In the face of these concerns, the trial at last got under way. The prosecution contended that on the night of October 7, 1981, Robyn Arnold and Robert Ferrara drove Delia to a wooded spot in Rockland County and shot her, each firing twice. About two weeks later, according to the prosecution, Robert returned to the scene of the crime. Delia’s body had not been discovered. Robert bundled Delia into a yellow blanket and dropped her into the Hudson, where she floated downstream. No murder weapon had been found, so with the exception of Giorgio, the prosecution witnesses would testify simply about Robyn and Robert’s possible motives for killing Delia and about circumstantial evidence linking them to the crime.
On they came: Deli
a’s family, her mother, stepmother, and father; Delia’s pals, the habitués and managers of the bars and discos; and Delia’s protégés, the female impersonators (one sporting a mustache, another with the improbable stage name of Dottie Fuck-Fuck). The witnesses all seemed to think that both Robyn and Robert had had a motive for murder. Each of the pair, for reasons of his or her own, had become fed up with Delia.
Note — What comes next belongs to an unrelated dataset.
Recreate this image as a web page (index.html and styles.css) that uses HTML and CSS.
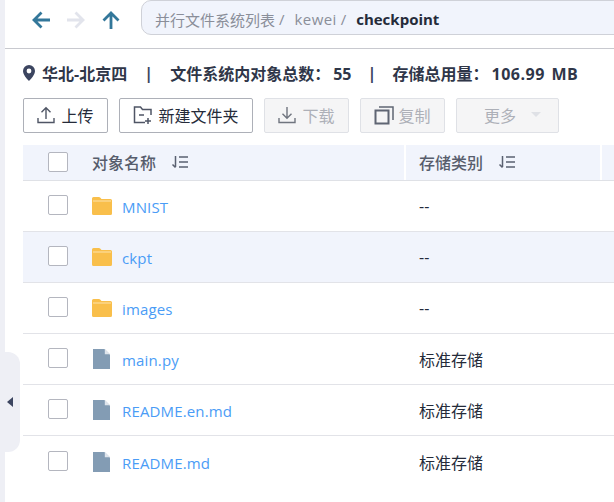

In Robert’s case, the problem had been Delia’s sex change. On the verge of tears, her eyelashes fluttering, Delia’s mother said that shortly before she disappeared, her daughter had telephoned and, in the long tradition of mother-bride talks, complained, “My husband isn’t as active in the bedroom as he used to be.” Robert, Delia’s mother implied, had been disgusted by Delia’s new sex and had seen no way out of the predicament of his marriage short of killing his anomalous wife.
Jealousy was suggested as Robyn’s motive. Several witnesses testified that she had been obsessively in love with Delia. She had kept a kind of shrine to him, they said, with twenty or thirty photographs of him in and out of costume and all his wigs and shoes and glittery get-ups. She’d accepted his sex change, even paying for the operation, and accepted his marriage to Robert, even paying for the ring. But she’d apparently wanted to be, if not the only love of his life, at least the only woman in that life. The hair stylist Laura, with whom Delia had flirted, testified that Robyn had said wistfully to her, “If Delia can have a lesbian relationship, why can’t it be with me?” Delia’s stepmother, Patricia, said Robyn had told her she paid for Delia’s penile inversion, and that she’d done so because “if I can’t have Delia as a lover, I’d rather have him as a close girlfriend.” And Delia’s mother, Joan, insisted that on the night before Delia disappeared, when all the clique with the exception of Robyn had slept together at Tony Poveromo’s house, Robyn had in fact gone over in the wee hours to join the group, seen Delia and Laura locked in a nude embrace, and become so enraged that she fled.